» Written exercise: Exactly repeat the material, dropping every picture from the copy.

» Collected data:
'''
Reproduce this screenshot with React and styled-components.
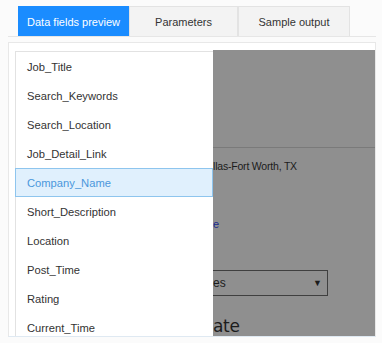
import React from 'react';
import styled, { createGlobalStyle } from 'styled-components';

const Global = createGlobalStyle`
  html, body {
    margin: 0;
    padding: 0;
    background: #fff;
    font-family: "Liberation Sans", Arial, sans-serif;
  }
  #root {
    width: 382px;
    height: 343px;
    overflow: hidden;
  }
`;

const Page = styled.div`
  width: 382px;
  height: 343px;
  overflow: hidden;
  background: #fbfbfb;
`;

const TabBar = styled.div`
  display: flex;
  margin: 0 6px 0 8px;
  padding: 6px 0 0 10px;
  border-bottom: 1px solid #e6e6e6;
`;

const Tab = styled.div`
  width: ${(p) => p.w}px;
  height: 30px;
  display: flex;
  align-items: center;
  justify-content: center;
  font-size: 11px;
  color: ${(p) => (p.active ? '#fff' : '#333')};
  background: ${(p) => (p.active ? '#1a8cff' : '#f3f3f3')};
  border: 1px solid ${(p) => (p.active ? '#1a8cff' : '#e3e3e3')};
  border-bottom: none;
  box-sizing: border-box;
`;

const Panel = styled.div`
  margin: 5px 6px 0 8px;
  height: 295px;
  border: 1px solid #e8e8e8;
  border-bottom: 1px solid #dfe9f2;
  background: #fff;
  display: flex;
  padding: 7px 0 0 6px;
  box-sizing: border-box;
`;

const List = styled.ul`
  list-style: none;
  margin: 1px 0 0;
  padding: 0;
  width: 198px;
  flex: none;
  background: #fff;
  border-left: 1px solid #e2e2e2;
  border-top: 1px solid #e2e2e2;
  box-sizing: border-box;
`;

const Item = styled.li`
  height: 29px;
  display: flex;
  align-items: center;
  padding-left: 11px;
  font-size: 11.2px;
  color: ${(p) => (p.selected ? '#4a97dc' : '#333')};
  background: ${(p) => (p.selected ? '#e0f0fd' : 'transparent')};
  border: 1px solid ${(p) => (p.selected ? '#8ec5ee' : 'transparent')};
  margin-left: -1px;
  box-sizing: border-box;
`;

const Shade = styled.div`
  flex: 1;
  height: 286px;
  background: #8f8f8f;
  overflow: hidden;
  display: flex;
  flex-direction: column;
  color: #1c1c1c;
`;

const Rule = styled.div`
  margin-top: 97px;
  height: 1px;
  background: #7a7a7a;
`;

const City = styled.div`
  margin-top: 12px;
  font-size: 10.5px;
  letter-spacing: -0.2px;
`;

const LinkBit = styled.div`
  margin-top: 46px;
  font-size: 11px;
  color: #1b2a8c;
`;

const Select = styled.div`
  margin-top: 40px;
  width: 115px;
  height: 26px;
  border: 1px solid #3f3f3f;
  border-left: none;
  box-sizing: border-box;
  display: flex;
  align-items: center;
  justify-content: space-between;
  padding-right: 5px;
  font-size: 12px;
`;

const Arrow = styled.span`
  font-size: 9px;
`;

const Heading = styled.div`
  margin-top: 20px;
  font-size: 17px;
  font-family: "DejaVu Sans", sans-serif;
  letter-spacing: -0.3px;
`;

const fields = [
  'Job_Title',
  'Search_Keywords',
  'Search_Location',
  'Job_Detail_Link',
  'Company_Name',
  'Short_Description',
  'Location',
  'Post_Time',
  'Rating',
  'Current_Time',
];

export default function App() {
  return (
    <Page>
      <Global />
      <TabBar>
        <Tab active w={111}>Data fields preview</Tab>
        <Tab w={109}>Parameters</Tab>
        <Tab w={112}>Sample output</Tab>
      </TabBar>
      <Panel>
        <List>
          {fields.map((f) => (
            <Item key={f} selected={f === 'Company_Name'}>
              {f}
            </Item>
          ))}
        </List>
        <Shade>
          <Rule />
          <City>llas-Fort Worth, TX</City>
          <LinkBit>e</LinkBit>
          <Select>
            <span>es</span>
            <Arrow>▼</Arrow>
          </Select>
          <Heading>ate</Heading>
        </Shade>
      </Panel>
    </Page>
  );
}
'''
» Solution to this exercise:
Reproduce this screenshot with React and styled-components.
import React from 'react';
import styled, { createGlobalStyle } from 'styled-components';

const Global = createGlobalStyle`
  html, body {
    margin: 0;
    padding: 0;
    background: #fff;
    font-family: "Liberation Sans", Arial, sans-serif;
  }
  #root {
    width: 382px;
    height: 343px;
    overflow: hidden;
  }
`;

const Page = styled.div`
  width: 382px;
  height: 343px;
  overflow: hidden;
  background: #fbfbfb;
`;

const TabBar = styled.div`
  display: flex;
  margin: 0 6px 0 8px;
  padding: 6px 0 0 10px;
  border-bottom: 1px solid #e6e6e6;
`;

const Tab = styled.div`
  width: ${(p) => p.w}px;
  height: 30px;
  display: flex;
  align-items: center;
  justify-content: center;
  font-size: 11px;
  color: ${(p) => (p.active ? '#fff' : '#333')};
  background: ${(p) => (p.active ? '#1a8cff' : '#f3f3f3')};
  border: 1px solid ${(p) => (p.active ? '#1a8cff' : '#e3e3e3')};
  border-bottom: none;
  box-sizing: border-box;
`;

const Panel = styled.div`
  margin: 5px 6px 0 8px;
  height: 295px;
  border: 1px solid #e8e8e8;
  border-bottom: 1px solid #dfe9f2;
  background: #fff;
  display: flex;
  padding: 7px 0 0 6px;
  box-sizing: border-box;
`;

const List = styled.ul`
  list-style: none;
  margin: 1px 0 0;
  padding: 0;
  width: 198px;
  flex: none;
  background: #fff;
  border-left: 1px solid #e2e2e2;
  border-top: 1px solid #e2e2e2;
  box-sizing: border-box;
`;

const Item = styled.li`
  height: 29px;
  display: flex;
  align-items: center;
  padding-left: 11px;
  font-size: 11.2px;
  color: ${(p) => (p.selected ? '#4a97dc' : '#333')};
  background: ${(p) => (p.selected ? '#e0f0fd' : 'transparent')};
  border: 1px solid ${(p) => (p.selected ? '#8ec5ee' : 'transparent')};
  margin-left: -1px;
  box-sizing: border-box;
`;

const Shade = styled.div`
  flex: 1;
  height: 286px;
  background: #8f8f8f;
  overflow: hidden;
  display: flex;
  flex-direction: column;
  color: #1c1c1c;
`;

const Rule = styled.div`
  margin-top: 97px;
  height: 1px;
  background: #7a7a7a;
`;

const City = styled.div`
  margin-top: 12px;
  font-size: 10.5px;
  letter-spacing: -0.2px;
`;

const LinkBit = styled.div`
  margin-top: 46px;
  font-size: 11px;
  color: #1b2a8c;
`;

const Select = styled.div`
  margin-top: 40px;
  width: 115px;
  height: 26px;
  border: 1px solid #3f3f3f;
  border-left: none;
  box-sizing: border-box;
  display: flex;
  align-items: center;
  justify-content: space-between;
  padding-right: 5px;
  font-size: 12px;
`;

const Arrow = styled.span`
  font-size: 9px;
`;

const Heading = styled.div`
  margin-top: 20px;
  font-size: 17px;
  font-family: "DejaVu Sans", sans-serif;
  letter-spacing: -0.3px;
`;

const fields = [
  'Job_Title',
  'Search_Keywords',
  'Search_Location',
  'Job_Detail_Link',
  'Company_Name',
  'Short_Description',
  'Location',
  'Post_Time',
  'Rating',
  'Current_Time',
];

export default function App() {
  return (
    <Page>
      <Global />
      <TabBar>
        <Tab active w={111}>Data fields preview</Tab>
        <Tab w={109}>Parameters</Tab>
        <Tab w={112}>Sample output</Tab>
      </TabBar>
      <Panel>
        <List>
          {fields.map((f) => (
            <Item key={f} selected={f === 'Company_Name'}>
              {f}
            </Item>
          ))}
        </List>
        <Shade>
          <Rule />
          <City>llas-Fort Worth, TX</City>
          <LinkBit>e</LinkBit>
          <Select>
            <span>es</span>
            <Arrow>▼</Arrow>
          </Select>
          <Heading>ate</Heading>
        </Shade>
      </Panel>
    </Page>
  );
}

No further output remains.